-- ITEMS start --

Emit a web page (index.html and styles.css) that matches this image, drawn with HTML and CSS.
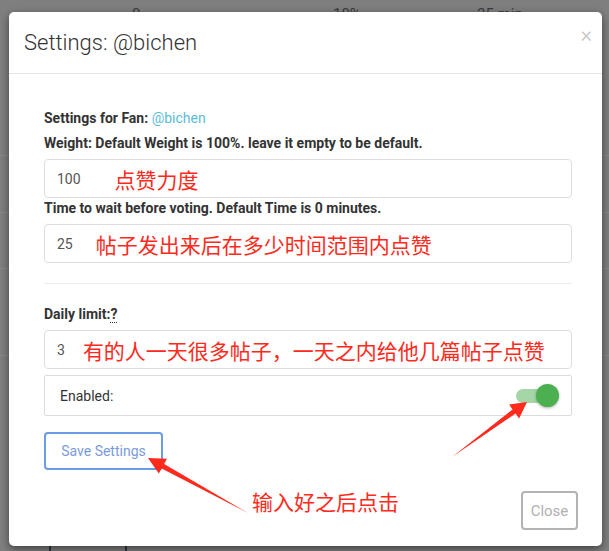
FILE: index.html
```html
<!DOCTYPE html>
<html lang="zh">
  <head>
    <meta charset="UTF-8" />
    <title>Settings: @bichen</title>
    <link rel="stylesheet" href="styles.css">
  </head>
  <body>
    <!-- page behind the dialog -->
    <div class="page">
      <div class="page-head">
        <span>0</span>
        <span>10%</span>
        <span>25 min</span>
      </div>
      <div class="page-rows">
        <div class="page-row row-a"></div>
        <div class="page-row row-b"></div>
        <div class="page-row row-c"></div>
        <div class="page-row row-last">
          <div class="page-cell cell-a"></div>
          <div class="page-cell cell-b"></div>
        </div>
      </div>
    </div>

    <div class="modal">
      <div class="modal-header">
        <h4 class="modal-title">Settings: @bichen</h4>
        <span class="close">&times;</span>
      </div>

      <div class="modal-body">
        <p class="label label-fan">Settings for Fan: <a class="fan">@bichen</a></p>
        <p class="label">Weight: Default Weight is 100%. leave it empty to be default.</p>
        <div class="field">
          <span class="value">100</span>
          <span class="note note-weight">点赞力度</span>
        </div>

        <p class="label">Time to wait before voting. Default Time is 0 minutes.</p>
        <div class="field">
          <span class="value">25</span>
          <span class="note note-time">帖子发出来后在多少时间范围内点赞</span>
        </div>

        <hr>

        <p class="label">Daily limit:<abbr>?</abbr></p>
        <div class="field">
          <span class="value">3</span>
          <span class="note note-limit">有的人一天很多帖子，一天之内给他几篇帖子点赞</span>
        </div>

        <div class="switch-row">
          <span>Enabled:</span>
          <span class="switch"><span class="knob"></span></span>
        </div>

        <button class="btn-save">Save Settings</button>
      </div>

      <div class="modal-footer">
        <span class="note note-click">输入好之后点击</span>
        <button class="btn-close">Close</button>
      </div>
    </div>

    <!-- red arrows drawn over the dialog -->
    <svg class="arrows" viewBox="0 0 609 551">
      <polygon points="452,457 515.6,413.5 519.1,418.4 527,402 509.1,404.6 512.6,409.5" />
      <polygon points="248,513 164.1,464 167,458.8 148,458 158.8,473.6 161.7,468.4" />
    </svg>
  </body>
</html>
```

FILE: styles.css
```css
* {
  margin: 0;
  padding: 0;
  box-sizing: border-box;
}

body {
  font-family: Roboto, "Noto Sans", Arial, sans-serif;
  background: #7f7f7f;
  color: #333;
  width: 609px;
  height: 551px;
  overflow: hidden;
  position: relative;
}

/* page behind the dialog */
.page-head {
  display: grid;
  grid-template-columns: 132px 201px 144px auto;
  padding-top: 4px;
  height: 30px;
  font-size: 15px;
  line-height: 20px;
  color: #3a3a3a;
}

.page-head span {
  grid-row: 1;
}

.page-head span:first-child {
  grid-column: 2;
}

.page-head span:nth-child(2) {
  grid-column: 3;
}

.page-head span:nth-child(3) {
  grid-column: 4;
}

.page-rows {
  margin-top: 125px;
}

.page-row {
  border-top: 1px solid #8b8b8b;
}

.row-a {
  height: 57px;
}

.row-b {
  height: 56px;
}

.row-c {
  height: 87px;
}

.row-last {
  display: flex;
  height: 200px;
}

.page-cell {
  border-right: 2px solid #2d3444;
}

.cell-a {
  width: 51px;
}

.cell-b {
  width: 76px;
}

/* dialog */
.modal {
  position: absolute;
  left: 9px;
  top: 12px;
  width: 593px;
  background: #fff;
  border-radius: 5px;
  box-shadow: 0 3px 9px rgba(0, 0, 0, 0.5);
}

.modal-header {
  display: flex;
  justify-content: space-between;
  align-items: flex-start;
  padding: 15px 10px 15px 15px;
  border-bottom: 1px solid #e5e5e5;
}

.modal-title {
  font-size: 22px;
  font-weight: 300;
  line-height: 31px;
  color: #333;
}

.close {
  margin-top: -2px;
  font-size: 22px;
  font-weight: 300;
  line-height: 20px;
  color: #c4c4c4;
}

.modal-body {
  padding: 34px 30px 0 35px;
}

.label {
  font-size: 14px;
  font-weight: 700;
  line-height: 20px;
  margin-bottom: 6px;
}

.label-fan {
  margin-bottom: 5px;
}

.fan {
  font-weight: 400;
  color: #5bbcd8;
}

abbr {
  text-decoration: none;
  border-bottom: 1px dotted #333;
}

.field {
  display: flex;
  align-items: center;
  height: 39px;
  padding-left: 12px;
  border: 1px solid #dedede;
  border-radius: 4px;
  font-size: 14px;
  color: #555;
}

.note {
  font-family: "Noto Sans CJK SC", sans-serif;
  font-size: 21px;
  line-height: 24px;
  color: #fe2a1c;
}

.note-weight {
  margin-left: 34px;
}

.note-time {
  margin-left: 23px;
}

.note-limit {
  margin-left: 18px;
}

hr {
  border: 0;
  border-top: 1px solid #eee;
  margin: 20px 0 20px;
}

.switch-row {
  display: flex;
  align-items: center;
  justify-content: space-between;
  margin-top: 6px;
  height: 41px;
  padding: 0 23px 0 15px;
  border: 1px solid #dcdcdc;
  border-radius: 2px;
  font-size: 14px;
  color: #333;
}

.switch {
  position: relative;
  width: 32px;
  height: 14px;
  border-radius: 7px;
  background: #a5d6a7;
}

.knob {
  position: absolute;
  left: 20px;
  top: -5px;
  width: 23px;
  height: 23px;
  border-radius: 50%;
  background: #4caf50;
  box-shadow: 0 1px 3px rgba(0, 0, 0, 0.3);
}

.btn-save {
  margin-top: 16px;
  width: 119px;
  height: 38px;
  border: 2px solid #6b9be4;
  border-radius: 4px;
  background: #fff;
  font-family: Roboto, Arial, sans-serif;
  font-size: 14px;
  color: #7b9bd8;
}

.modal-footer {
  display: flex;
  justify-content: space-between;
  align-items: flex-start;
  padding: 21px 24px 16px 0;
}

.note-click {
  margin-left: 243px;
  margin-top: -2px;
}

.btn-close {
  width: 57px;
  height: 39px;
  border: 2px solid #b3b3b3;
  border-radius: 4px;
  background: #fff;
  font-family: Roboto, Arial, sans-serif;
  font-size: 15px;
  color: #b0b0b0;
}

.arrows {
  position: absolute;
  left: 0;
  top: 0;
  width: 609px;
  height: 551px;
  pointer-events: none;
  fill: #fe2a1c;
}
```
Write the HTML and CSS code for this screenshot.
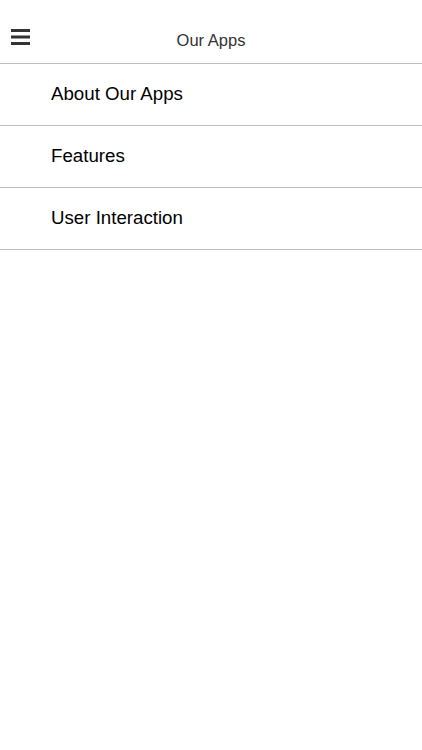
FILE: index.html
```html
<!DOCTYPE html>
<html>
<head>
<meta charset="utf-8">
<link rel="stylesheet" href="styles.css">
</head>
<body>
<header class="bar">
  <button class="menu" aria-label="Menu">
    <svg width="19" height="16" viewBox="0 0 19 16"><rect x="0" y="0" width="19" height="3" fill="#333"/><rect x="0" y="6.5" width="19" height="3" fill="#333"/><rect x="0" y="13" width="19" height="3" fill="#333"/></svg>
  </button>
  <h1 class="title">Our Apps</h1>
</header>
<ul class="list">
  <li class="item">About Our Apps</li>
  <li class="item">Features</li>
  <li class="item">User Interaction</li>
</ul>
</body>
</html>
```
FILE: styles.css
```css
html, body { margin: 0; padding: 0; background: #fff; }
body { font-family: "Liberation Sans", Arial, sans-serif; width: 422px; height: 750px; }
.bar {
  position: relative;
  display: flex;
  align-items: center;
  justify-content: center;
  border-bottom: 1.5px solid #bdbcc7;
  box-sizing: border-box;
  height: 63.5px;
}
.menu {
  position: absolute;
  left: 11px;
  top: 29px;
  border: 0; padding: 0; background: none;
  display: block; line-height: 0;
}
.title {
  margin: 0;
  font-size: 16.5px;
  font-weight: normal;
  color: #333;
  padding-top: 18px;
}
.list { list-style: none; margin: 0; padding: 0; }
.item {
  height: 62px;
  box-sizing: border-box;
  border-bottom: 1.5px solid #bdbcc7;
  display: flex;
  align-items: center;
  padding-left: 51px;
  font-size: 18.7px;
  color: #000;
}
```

-- ITEMS end --

Copy out the lines in which the string "styles" appears.

Emit a web page (index.html and styles.css) that matches this image, drawn with HTML and CSS.
    <link rel="stylesheet" href="styles.css">
FILE: styles.css
<link rel="stylesheet" href="styles.css">
FILE: styles.css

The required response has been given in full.